Rhapsody, as a legitimate music streaming service, is a poetic resting place for the former file-sharing site once considered the scourge of the music industry. Though when Sean Fanning started Napster with Parker in 1999 it was heralded by some as the crystallization of a new vision for the future of music. And Parker told Billboard this pat September that, “We never really wanted to create a service to destroy the record business or hurt artists in any way. The goal was really to create a more frictionless system.”
Metallica became notorious for suing Napster for rampant copyright infringement in 2000; and others like Dr. Dre followed. Usage reportedly peaked at 26.4 million users in February of 2001.
“We really believed we would succeed in striking deals with the record labels,” Parker told Billboard.
An RIAA lawsuit shut down the site in July 2001. An acquisition, a bankruptcy, and failed subscription plan later doomed the brand, while file-sharing continued to explode on copycat services, then via the BitTorrent protocol.

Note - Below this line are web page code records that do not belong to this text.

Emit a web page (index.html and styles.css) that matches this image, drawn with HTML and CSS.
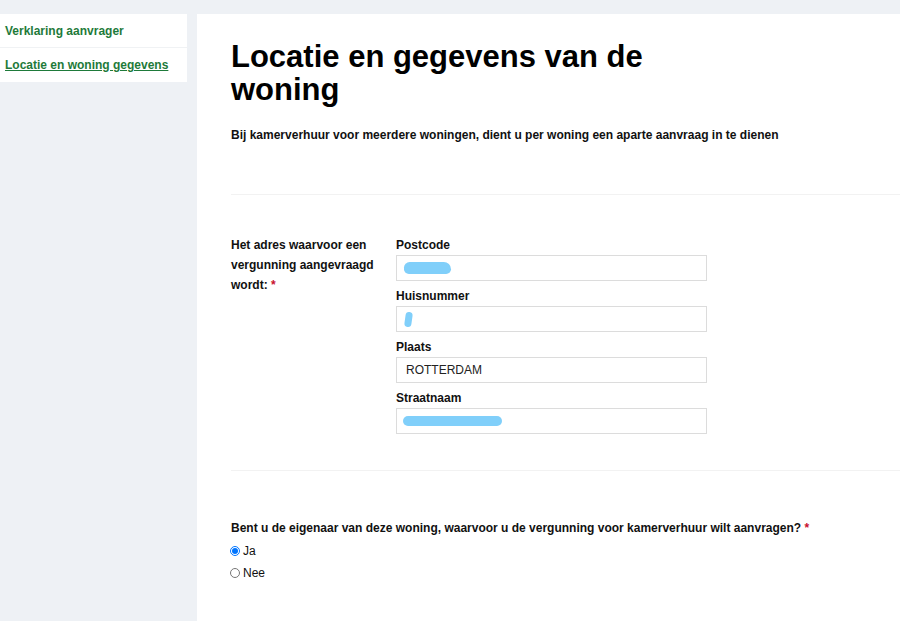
FILE: index.html
```html
<!DOCTYPE html>
<html lang="nl">
<head>
    <meta charset="UTF-8">
    <title>Locatie en gegevens van de woning</title>
    <link rel="stylesheet" href="styles.css">
</head>
<body>
    <div class="page">
        <div class="sidebar">
            <ul class="steps">
                <li><a href="#">Verklaring aanvrager</a></li>
                <li class="current"><a href="#">Locatie en woning gegevens</a></li>
            </ul>
        </div>
        <div class="content">
            <h1>Locatie en gegevens van de woning</h1>
            <p class="intro">Bij kamerverhuur voor meerdere woningen, dient u per woning een aparte aanvraag in te dienen</p>

            <hr class="divider">

            <div class="form-row">
                <div class="row-label required">Het adres waarvoor een vergunning aangevraagd wordt:</div>
                <div class="fields">
                    <label class="field-label">Postcode</label>
                    <div class="input"><span class="blob blob-postcode"></span></div>

                    <label class="field-label">Huisnummer</label>
                    <div class="input"><span class="blob blob-nummer"></span></div>

                    <label class="field-label">Plaats</label>
                    <div class="input">ROTTERDAM</div>

                    <label class="field-label">Straatnaam</label>
                    <div class="input"><span class="blob blob-straat"></span></div>
                </div>
            </div>

            <hr class="divider divider-low">

            <div class="question">
                <p class="question-label required">Bent u de eigenaar van deze woning, waarvoor u de vergunning voor kamerverhuur wilt aanvragen?</p>
                <label class="radio"><input type="radio" name="eigenaar" checked> Ja</label>
                <label class="radio"><input type="radio" name="eigenaar"> Nee</label>
            </div>
        </div>
    </div>
</body>
</html>
```

FILE: styles.css
```css
html, body {
    padding:0px;
    margin:0px;
    background: #eef1f5;
    font-family: "Liberation Sans", Arial, sans-serif;
    color: #111;
}

.page {
    display:flex;
    padding-top:14px;
    gap:10px;
    min-height:607px;
}

.sidebar {
    width:187px;
    flex-shrink:0;
}

.steps {
    list-style:none;
    margin:0px;
    padding:0px;
    background:white;
}

.steps li {
    height:33px;
    display:flex;
    align-items:center;
    padding-left:5px;
    border-bottom:1px solid #f0f2f4;
    font-size:12px;
    font-weight:bold;
}

.steps li:last-child {
    border-bottom:none;
    height:34px;
}

.steps a {
    color: #1e7a3a;
    text-decoration:none;
}

.steps .current a {
    text-decoration:underline;
}

.content {
    flex:1;
    background:white;
    padding:26px 0px 0px 34px;
}

h1 {
    font-size:31px;
    line-height:33px;
    margin:0px;
    max-width:440px;
    color:#000;
}

.intro {
    font-size:12px;
    font-weight:bold;
    margin:21px 0px 0px 0px;
    line-height:16px;
}

.divider {
    border:none;
    border-top:1px solid #f2f2f2;
    margin:51px 0px 0px 0px;
}

.divider-low {
    margin-top:22px;
}

.form-row {
    display:flex;
    margin-top:40px;
}

.row-label {
    width:165px;
    font-size:12px;
    font-weight:bold;
    line-height:20px;
    flex-shrink:0;
}

.required::after {
    content:" *";
    color:#c8102e;
}

.fields {
    width:311px;
    display:flex;
    flex-direction:column;
}

.field-label {
    font-size:12px;
    font-weight:bold;
    line-height:18px;
    margin-top:-8px;
    margin-bottom:1px;
}

.field-label:first-child {
    margin-top:1px;
}

.input {
    height:24px;
    border:1px solid #dcdcdc;
    margin-bottom:14px;
    display:flex;
    align-items:center;
    padding-left:9px;
    font-size:12px;
    color:#222;
}

.blob {
    display:inline-block;
    background:#80cffa;
    border-radius:8px;
}

.blob-postcode {
    width:47px;
    height:12px;
    margin-left:-2px;
    border-radius:7px 9px 6px 6px;
}

.blob-nummer {
    width:7px;
    height:15px;
    margin-left:-1px;
    border-radius:4px;
    transform:rotate(8deg);
}

.blob-straat {
    width:99px;
    height:10px;
    margin-left:-3px;
    border-radius:6px;
}

.question {
    margin-top:49px;
    font-size:12px;
}

.question-label {
    font-weight:bold;
    margin:0px 0px 4px 0px;
    line-height:16px;
}

.radio {
    display:flex;
    align-items:center;
    gap:3px;
    height:22px;
    font-size:12px;
}

.radio input {
    margin:0px 0px 0px -1px;
    width:10px;
    height:10px;
}
```
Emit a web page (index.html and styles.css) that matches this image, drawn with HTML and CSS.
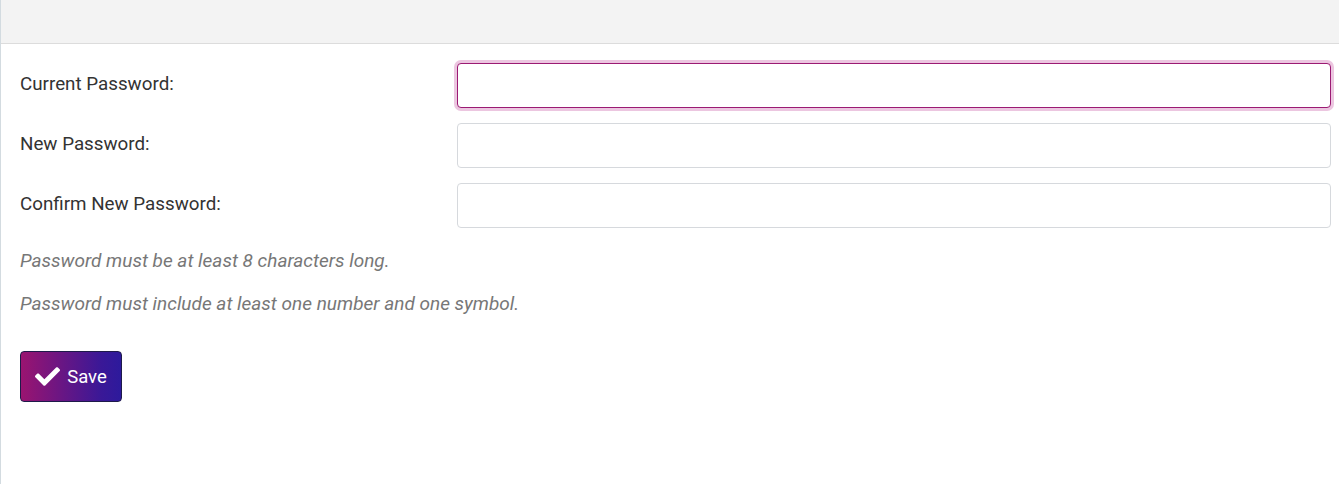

In September 2008, Best Buy bought the wayward company from Roxio for $121 million.
Steele says she remembers Napster’s debut: She was managing a recent college graduate who took down her office’s ethernet with Napster downloads. The graduate taught the staff how to use the service, and Steele made a killer holiday mixtape that year.
“Just that first glimpse of that idea of having access to any type of song, it was just sort of magical, where you have the world at your fingertips. It was powerful. It was addicting. I did download a lot of stuff,” she said.
Now, an entire crop of digital music services replicate that experience for more and more mainstream music listeners — but in a legal way.
“We call it the Rhapsody moment. I’m vacationing with my family that’s not very music savvy and introducing them to it and seeing them light up. Even my grandma who’s 85 years old says ,’Wow, I can listen to any Frank Sinatra? This is great’.”
Steele said Rhapsody is working on new apps that’ll take better advantage of tablet computers, and will continue its push into more devices as it battles for supremacy with Spotify. The company celebrates its 10-year anniversary Dec. 3.
“I think there’s good times ahead,” Steele said.